Je kunt het inzien in de studiezaal van het Rijksmuseum in Amsterdam. Dan leggen ze het op een kussentje voor je op tafel, maar je mag de bladzijden omslaan zonder witte handschoentjes. Ruim driehonderd ingebonden blauwe bladen met elk een ander wit silhouet van een zeewier erop. Als je ze tegen het licht houdt, zie je een watermerk uit 1849. Een Latijnse naam onder elk wier; Callithamnion roseum, Codium tomentosum, als een toverspreuk bij Harry Potter.

Het boek heet British Algae, represented by the rare cyanotype process, en de afdrukken zijn gemaakt door Anna Atkins (1799-1871), een Britse plantkundige en pionier op het gebied van fotografie voor wetenschappelijke doeleinden. Het Rijksmuseum verwierf deze ‘catalogus van Britse zeewieren’ in 2017 voor 450.000 euro, een recordbedrag voor een aankoop in de collectie fotografie.
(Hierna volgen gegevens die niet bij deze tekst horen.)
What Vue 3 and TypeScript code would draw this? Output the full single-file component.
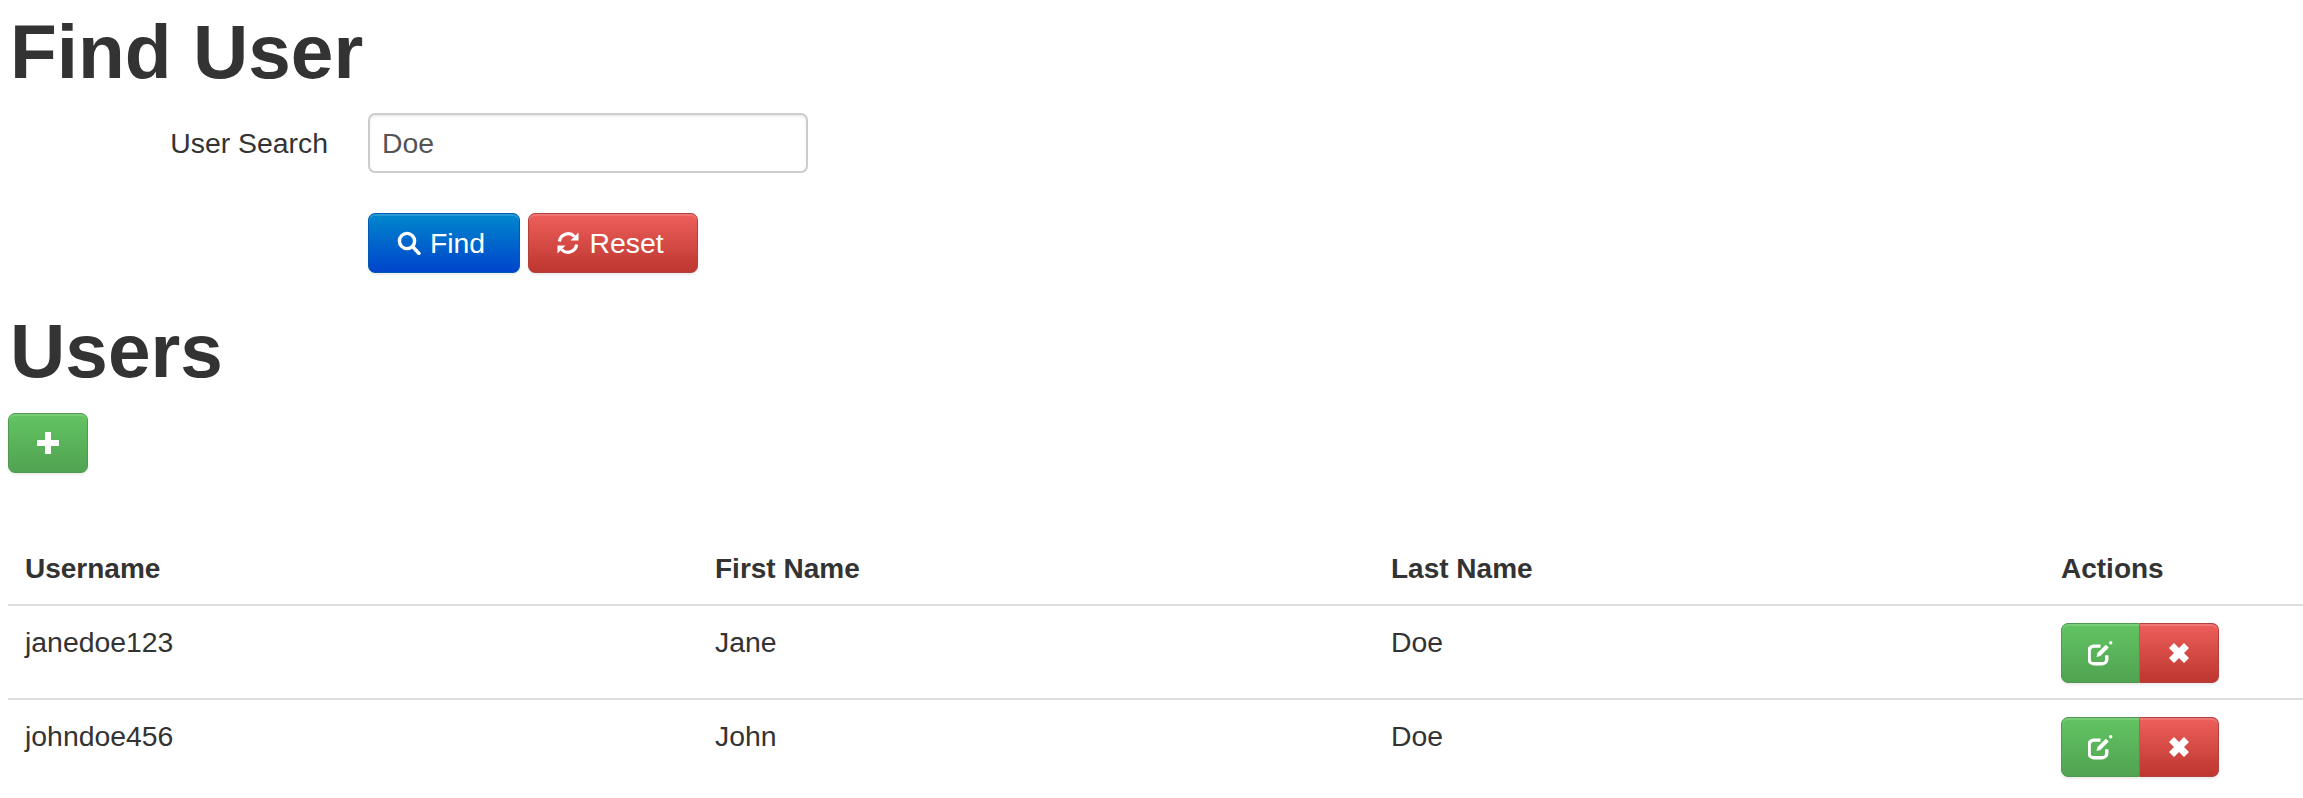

Voor Pai Dekkers (1989) was het liefde op het eerste gezicht. Hij werkte als documentalist bij de fotoafdeling van het Rijks en was betrokken bij de voorbereiding van een tentoonstelling van het boek. „Er gingen twee werelden tegelijk voor me open”, zegt hij. „Die van de wieren, die voor mij volkomen onbekend was, en die van het fotografische ambacht die in dit boek zit. Wat een waanzinnige kwaliteit hebben haar handgemaakte afdrukken, hoe heeft Atkins dat voor elkaar gekregen?”

En niet lang daarna begon hij zich af te vragen: hoe zou het zijn om met Atkins’ techniek nu zoiets te maken voor Nederlandse wieren?

Bestrijk een vel papier met een mengsel van twee ijzerzouten, leg er een voorwerp op en leg het een kwartiertje in de zon. Als je het papier daarna in water dompelt, wordt het belichte deel blauw en blijft het onbelichte papier wit achter.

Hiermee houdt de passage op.